Nous avons deux demandes principales. La première, la demande forte, c’est la libération immédiate et inconditionnelle de Ramy par les autorités égyptiennes. La seconde, c’est mon retour le plus rapide au Caire, pour être au côté de Ramy, étant donné que je résidais légalement depuis plusieurs années en Égypte, que j’y travaillais. L’Égypte est mon lieu de résidence et de travail, travail que j’ai perdu dans la foulée, il faut le dire.
Pour la campagne, tu es active, la famille de Ramy aussi, mais vous avez sollicité des associations, des ONG, des collectifs, etc.
Oui. Dans les jours qui ont suivi l’annonce publique de l’arrestation de Ramy, Amnesty International s’est engagé dans la campagne, ainsi que la FIDH [Fédération internationale des droits de l’homme], mais aussi d’autres ONG comme l’ACAT [Action des chrétiens pour l’abolition de la torture], le CIHRS [Cairo Institute for Human Rights Studies] et l’OMCT [Organisation mondiale contre la torture]. Ces ONG mènent la campagne avec nous, autour de ces deux demandes.
Vous interpellez donc les autorités égyptiennes. Vous adressez-vous aussi aux autorités françaises ?
Oui, il y a des démarches en cours auprès des autorités françaises, mais pour l’instant je ne peux pas en dire beaucoup plus…

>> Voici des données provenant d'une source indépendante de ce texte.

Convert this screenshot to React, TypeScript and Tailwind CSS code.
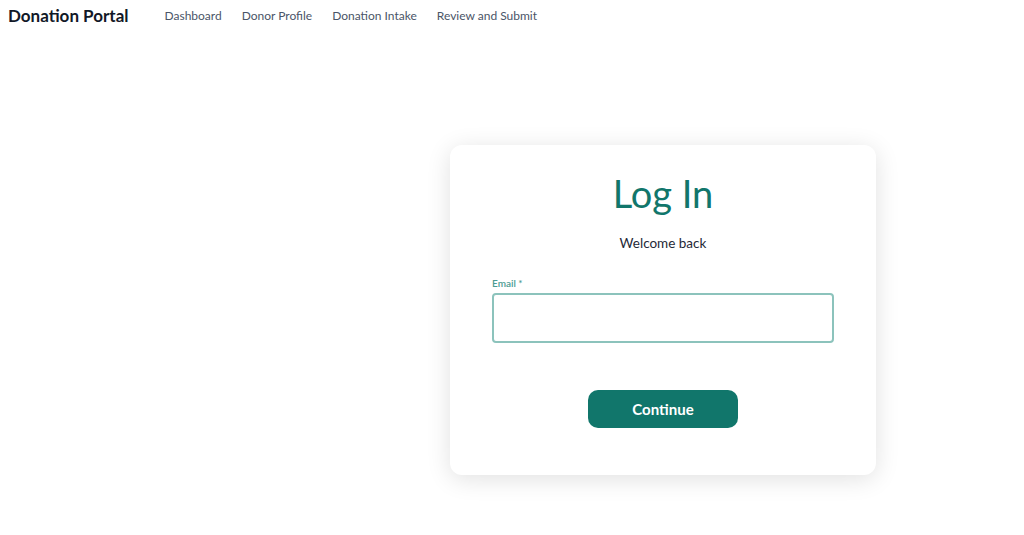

J’imagine que vous avez des inquiétudes car on connaît la situation en Égypte, mais aussi un peu d’espoir, avec le lancement et le développement de la campagne. Que peut-on faire pour appuyer vos démarches ?
Disons que nous sommes dans un premier temps, d’information et de sensibilisation. La première chose à faire, c’est de suivre la page Facebook de la campagne [page « Free Ramy Shaath » : https ://www.facebook.com/FreeRam…], de parler du cas de Ramy en partageant les différentes publications et informations de la page. Les gens ne doivent pas non plus hésiter à contacter leur député pour évoquer le cas de Ramy, les interpeller pour leur demander qu’ils interpellent à leur tour les autorités, qu’ils interviennent auprès du ministère des Affaires étrangères. Mais pour l’instant, comme je le disais, on en est encore au stade de la sensibilisation, et on va voir comment évolue la situation avant de lancer un appel plus large à l’action.